Est-ce vrai que l'immigration ne fait que s'intensifier ?
Nicolas Pouvreau-Monti : "Les États membres ont accordé 3,7 millions de premiers titres de séjour. C'est 150% de plus que dix ans avant"
Nicolas Pouvreau-Monti, co-fondateur et directeur de l'Observatoire de l'Immigration et de la Démographie, fait remarquer que l'immigration n'a fait que s'intensifier. "Il y a eu un basculement migratoire en Europe au cours de la décennie écoulée. Le moment charnière a été la crise des migrants de 2015. Sur une décennie, l'Union européenne a accueilli plus de 8 millions de demandeurs d'asile sur son sol. En termes démographiques c'est comme si elle avait accueilli un nouvel État membre. Elle a aussi augmenté ses canaux classiques d'immigation légale. En 2023, les États membres ont accordé 3,7 millions de premiers titres de séjour. C'est 150% de plus que dix ans avant."
Erik Tegnér, le fondateur de la revue Frontières, soutient que l'Union européenne n'est pas en mesure de contrôler ses frontières. "Il y a une forme d'hypocrisie sur le fait qu'il y aurait une forme de contrôle sur les frontières européennes. Frontex, l'agence censée protéger les frontières européennes, qui a un budget de 800 millions d'euros, ne protège pas les frontières. L'ancien directeur de Frontex a été martyrisé par des ONG européennes qui essayaient de lancer des enquêtes contre lui. C'est ce que j'ai constaté aux Canaries."

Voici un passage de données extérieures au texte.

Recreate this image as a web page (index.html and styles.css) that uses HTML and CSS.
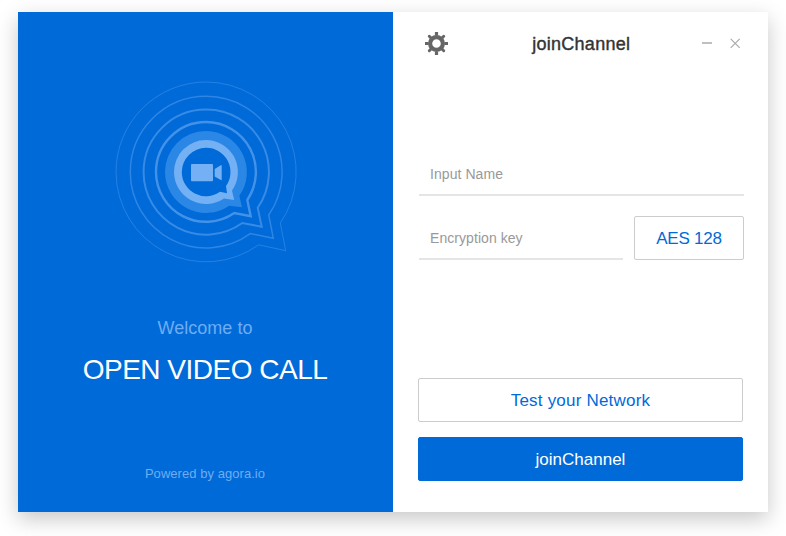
FILE: index.html
```html
<!DOCTYPE html>
<html lang="en">
<head>
<meta charset="utf-8">
<title>joinChannel</title>
<link rel="stylesheet" href="styles.css">
</head>
<body>
<main class="window">
  <section class="intro">
    <svg class="logo" width="200" height="200" viewBox="0 0 200 200" fill="none" stroke="#73b0f4">
      <path d="M175.3 151A90 90 0 0 0 101 10A90 90 0 0 0 11 100A90 90 0 0 0 153.7 172.8L180.7 178.7Z" stroke-opacity=".32"/>
      <path d="M163.7 143A75.7 75.7 0 0 0 101 24.3A75.7 75.7 0 0 0 25.3 100A75.7 75.7 0 0 0 145.3 161.6L168.3 166.3Z" stroke-width="1.5" stroke-opacity=".4"/>
      <path d="M152.7 135.7A62.4 62.4 0 0 0 101 37.6A62.4 62.4 0 0 0 38.6 100A62.4 62.4 0 0 0 137.3 151L156.7 154.7Z" stroke-width="2" stroke-opacity=".47"/>
      <path d="M142.3 128A50 50 0 0 0 101 50A50 50 0 0 0 51 100A50 50 0 0 0 129.3 141L145.7 144.3Z" stroke-width="2.4" stroke-opacity=".58"/>
      <g stroke="none">
        <path d="M134.3 123.7A41 41 0 0 0 101 59A41 41 0 0 0 60 100A41 41 0 0 0 124.2 133.7L137 135.3Z" fill="#2b87e6"/>
        <path d="M127 118.5A32 32 0 0 0 101 68A32 32 0 0 0 69 100A32 32 0 0 0 119 126.4L129.2 127.9Z" fill="#73b0f4"/>
        <path d="M121 114A24.2 24.2 0 0 0 101 75.8A24.2 24.2 0 0 0 76.8 100A24.2 24.2 0 0 0 115 119.8L122 121.2Z" fill="#006ad9"/>
        <rect x="86" y="92" width="22" height="17.3" rx="1" fill="#73b0f4"/>
        <path d="M109.7 97L115.8 93.2Q116.7 92.8 116.7 93.7V107.6Q116.7 108.5 115.8 108L109.7 104.4Z" fill="#73b0f4"/>
      </g>
    </svg>
    <p class="welcome">Welcome to</p>
    <h1 class="product">OPEN VIDEO CALL</h1>
    <p class="powered">Powered by agora.io</p>
  </section>
  <section class="panel">
    <header class="titlebar">
      <svg class="gear" width="24" height="24" viewBox="-11.5 -11.5 24 24" fill="none" stroke="#666">
        <circle r="6.4" stroke-width="4.2"/>
        <path d="M0-11.5V-8M0 8V11.5M-11.5 0H-8M8 0H11.5" stroke-width="3.2"/>
        <path d="M-7.2-7.2L-5.5-5.5M7.2-7.2L5.5-5.5M-7.2 7.2L-5.5 5.5M7.2 7.2L5.5 5.5" stroke-width="3" stroke-linecap="round"/>
      </svg>
      <h2 class="title">joinChannel</h2>
      <svg class="controls" width="40" height="12" viewBox="0 0 40 12" fill="none" stroke="#aaa">
        <path d="M0 5H10" stroke-width="1.5"/>
        <path d="M28.7 .8L37.7 9.8M37.7 .8L28.7 9.8" stroke-width="1.2"/>
      </svg>
    </header>
    <div class="fields">
      <div class="input">Input Name</div>
      <div class="row">
        <div class="input key">Encryption key</div>
        <div class="button cipher">AES 128</div>
      </div>
    </div>
    <div class="actions">
      <div class="button network">Test your Network</div>
      <div class="button join">joinChannel</div>
    </div>
  </section>
</main>
</body>
</html>
```
FILE: styles.css
```css
* { box-sizing: border-box; }
body {
  margin: 0;
  padding: 12px 18px;
  height: 536px;
  overflow: hidden;
  background: #fff;
  font-family: "Liberation Sans", Arial, sans-serif;
}
h1, h2, p { margin: 0; font-weight: 400; white-space: nowrap; }
svg { display: block; }
.window {
  display: flex;
  width: 750px;
  height: 500px;
  box-shadow: 0 7px 20px rgba(0, 0, 0, .22);
}
.intro {
  width: 375px;
  padding: 60px 1px 0 0;
  background: #006ad9;
  color: #6eadf2;
  display: flex;
  flex-direction: column;
  align-items: center;
}
.welcome {
  margin-top: 45px;
  font-size: 18px;
  line-height: 22px;
  letter-spacing: .02px;
}
.product {
  margin-top: 14px;
  color: #fff;
  font-size: 28px;
  line-height: 34px;
  letter-spacing: -.5px;
}
.powered {
  margin-top: 79px;
  font-size: 13px;
  line-height: 16px;
  letter-spacing: .05px;
}
.panel {
  width: 375px;
  padding: 0 25px;
  background: #fff;
}
.titlebar {
  display: grid;
  grid-template-columns: 37px 1fr 40px;
  align-items: center;
  height: 63px;
  padding: 0 1px 0 7px;
}
.title {
  justify-self: center;
  margin: 1px 1.5px 0 0;
  font-size: 18px;
  line-height: 22px;
  letter-spacing: .27px;
  color: #333;
  -webkit-text-stroke: .4px #333;
}
.fields { margin: 77px -1px 0 1px; }
.input {
  height: 44px;
  padding-left: 11px;
  border-bottom: 2px solid #e5e5e5;
  color: #999;
  font-size: 14px;
  line-height: 44px;
  letter-spacing: .06px;
}
.row { display: flex; gap: 11px; margin-top: 20px; }
.key { width: 204px; }
.button {
  height: 44px;
  border: 1px solid #ccc;
  border-radius: 2px;
  color: #006ad9;
  font-size: 17px;
  line-height: 43px;
  text-align: center;
}
.cipher { width: 110px; letter-spacing: -.2px; }
.network { letter-spacing: .2px; }
.actions { display: grid; gap: 15px; margin-top: 118px; }
.join { background: #006ad9; border-color: #006ad9; color: #fff; }
```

"On pense que les bateaux de migrants seront empêchés de rentrer, mais en fait non. On se retrouve avec des ONG, la Croix-Rouge, des associations locales. Frontex n'est là que pour avoir des observateurs des droits humains. Je n'ai vu qu'une seule personne de Frontex là-bas. L'objectif de l'immigration aujourd'hui ce n'est pas de la contrôler. C'est de l'enregistrer et de la faire entrer progressivement sur l'ensemble du territoire. Les dirigeants européens se sont dit : 'on va faire en sorte que l'immigration soit moins visible. On va mieux la réguler'".

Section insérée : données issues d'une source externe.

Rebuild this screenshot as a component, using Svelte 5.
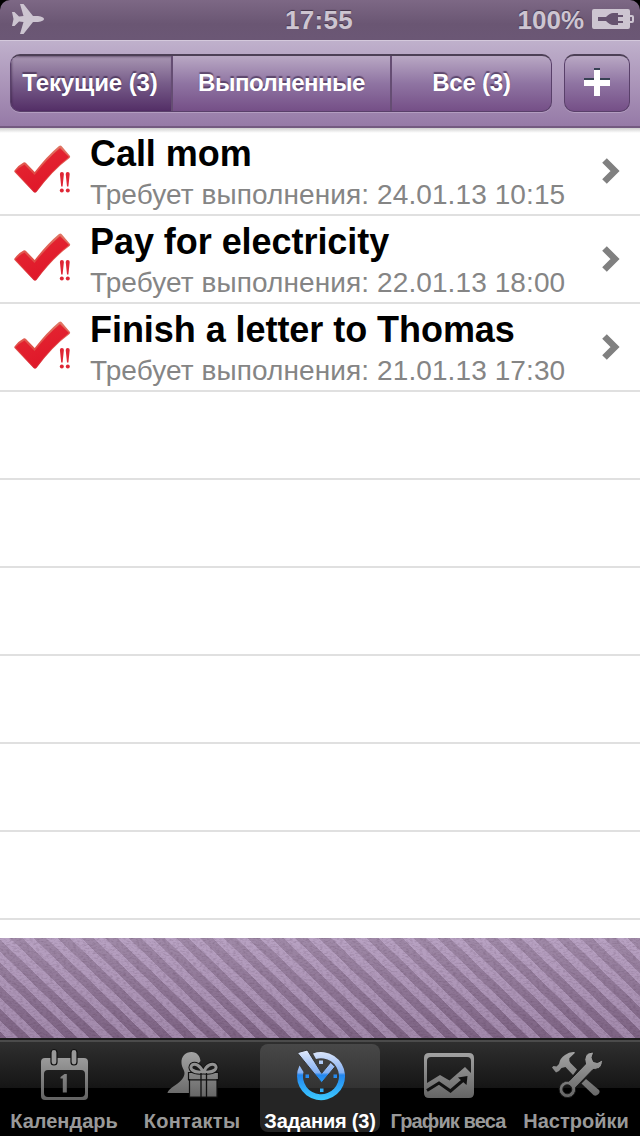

"Les dirigeants européens savent que les refoulement illégaux sont la seule manière de contrôler l'immigration aujourd'hui"
Erik Tegnér insiste sur le caractère schizophrénique des missions de Frontex. "Frontex est censé protéger les frontières extérieures de l'UE. Et dans le même temps, Frontex est tenu par le principe de non-refoulement, c'est-à-dire qu'on ne peut pas refuser l'entrée à quelqu'un qui prétend à un statut de réfugié."
Il a d'ailleurs raconté ce qu'il a observé lors d'un récent voyage à la frontière entre la Bulgarie et la Turquie. "En Bulgarie, il y a des refoulement illégaux. Des membres de Frontex, qui sont sur place, m'ont expliqué qu'ils ne voyaient jamais de migrants. Pourquoi ? Parce que les Bulgares ont insistitué un système qui est totalement illégal, du point de vue du droit européen."
"Lorsqu'il y a un franchissement illégal de migrants turcs, ils les récupèrent de nuit, ils les emmènent dans un camion jusqu'à un commissariat. Puis, le lendemain matin, derrière des camions bâchés, ils vont les remettre du côté turc. À chaque fois qu'il y a une traversée illégale de migrants, ils demandent à Frontex de ne pas venir, car Frontex va les empêcher de faire ce travail. Les dirigeants européens sont au courant, mais laissent faire, parce qu'ils savent que c'est la seule manière de contrôler l'immigration aujourd'hui."
Si les choses ne bougent pas, n'est-ce pas la faute à nos dirigeants ? "Aujourd'hui, les responsables politiques veulent cette immigration, et ils ne sont pas prêts à l'assumer. Ils sont donc dans cette logique de mentir, d'essayer de faire croire que c'est une chance. On nous fait croire qu'on importe des bac+10, alors qu'en réalité on se retrouve avec des personnes sous-diplômées."